Seriously, is crooksandliars committed to shilling for our glorious leader for the next 4-8 years, or are we going to stand for IDEAS?
Gotta have more than one source for news.
Obama is surrounding himself with smart people, not yes people. I think htat will go a long way in his decision making.
If your strategy is to "win hearts and minds" that has to be done in the first few years of a brutal foreign occupation NOT after 7 long years of slaughtering whole villages and families with your 'superior' airpower. The Taliban pretty much had this conflict "won" 2 years ago because they incorporated the right strategies and it would be exceedingly unlikely a foreign military occupier is going to take that advantage back from them now.
Why the hell are we in Afghanistan again?
Looking for bin Laden? That's boat has long sailed. Besides, why do we need to occupy Kabul to hunt for al qeada guys? Ah, maybe because al qeada has nothing to do with why we are in Afghanistan. The troops have been called the "pipeline protection team." Also the "poppy field security."
We got bidness to attend to in Afghanistan. That's why you hear "surge" and not "withdraw."
GET OUT NOW
GET OUT NOW
GET OUT NOW
GET OUT NOW
GET OUT NOW
GET OUT NOW
GET OUT NOW, stand back, use predators and other methods to pound and destroy every terrorist camp as it starts. Simple. Only way to win is from outside SHOOTING in.
From what I understand, ya can't win against guerilla soldiers form the air alone. Gotta have boots on the ground.
Islam and the concept of democracy do not mix, especially in Afghanistan which is historically tribal in nature.

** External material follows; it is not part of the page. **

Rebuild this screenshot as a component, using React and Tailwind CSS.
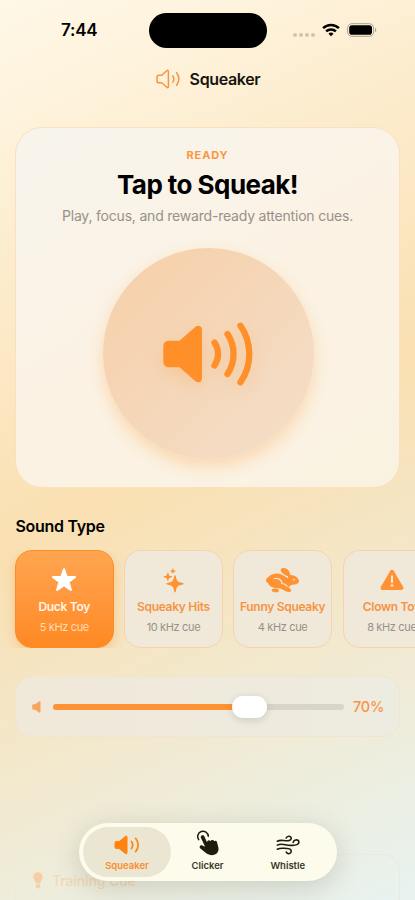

If our Government insists on meddling in Middle Eastern affairs, they should at least research the cultures thoroughly. I say let Karzai have his country, let Iraq have their country. If they don't want U.S. 'help'...then our forces should simply get out. We have no business being there. I think our government should withdraw from every country that seems to have a problem with the United States. We have enough of our own problems right now, we don't need the problems of other countries who don't like us anyway. Bring em' all home...military, corporations and civilians alike.